Waitrose leads as a leader in corporate social responsibility (CSR) in food retail business in UK and also pride itself in being a leader in organic foods and sustainable goods supply chain. These factors make entry into Waitrose market niche difficulty for rival and new entrants, Porters' Five forces. It has maximized opportunities and reduced threats in its market segment. Therefore Waitrose monopolizes the Lifestyles of health and sustainability (LOHAS) consumers, which are conscious of products that are environmentally friendly, Kotler ,P. and Keller, K. L. (2009). While other players are fast imitating Waitrose in defining CSR ethos they claim to have, Waitrose is ahead of its time. It is heavily involved in Fair Trade initiative globally. Waitrose's position in the industry has been primarily been driven by its aggressive approach to CSR.

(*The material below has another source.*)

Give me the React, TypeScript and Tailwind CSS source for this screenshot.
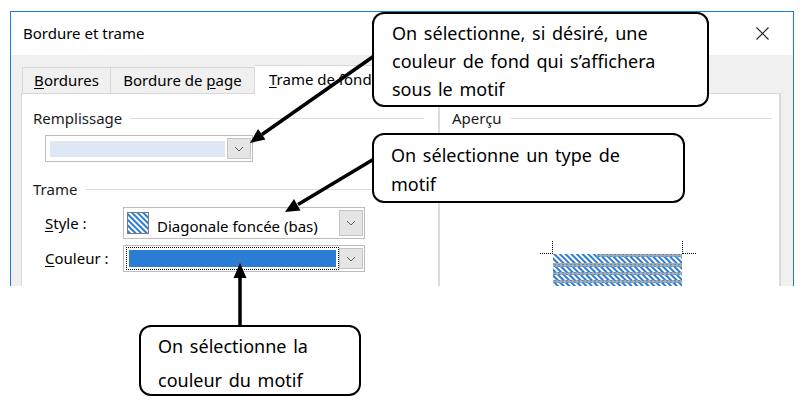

Whether the voluntary nature of CSR reporting is working is debatable, what is not in question is that more and more business are rising to the challenge in reporting their CSR agenda to the stakeholders as supported by Eweje, G. (2007) in his research on Shell activities in the Ogoni region of Niger Delta , Nigeria. It is fascinating to analyse how price wars in the food retail sector has extended to the CSR agenda. The fact that the retail sector in UK is one of the fastest growing and yet one of the most advanced in implementing CSR measures is not by coincidence. In fact Mobus, J.L. (2012) confirmed that numerous researches have shown a link between market share and investment in CSR by organizations. The losses of BP during the Gulf of Mexico spill, the more advanced CSR reporting which had benefited both the consumer and food retail food sector in UK are indications of the consequence of implementing or lack of implementing CSR strategy. The losses in share by Tesco after discovering the horse meat traces in its food chain and the subsequent share rises by Sainsbury after tests indicated its products were not affected, is clear indication that the implication of not implementing CSR can affect negatively on profits and competitiveness.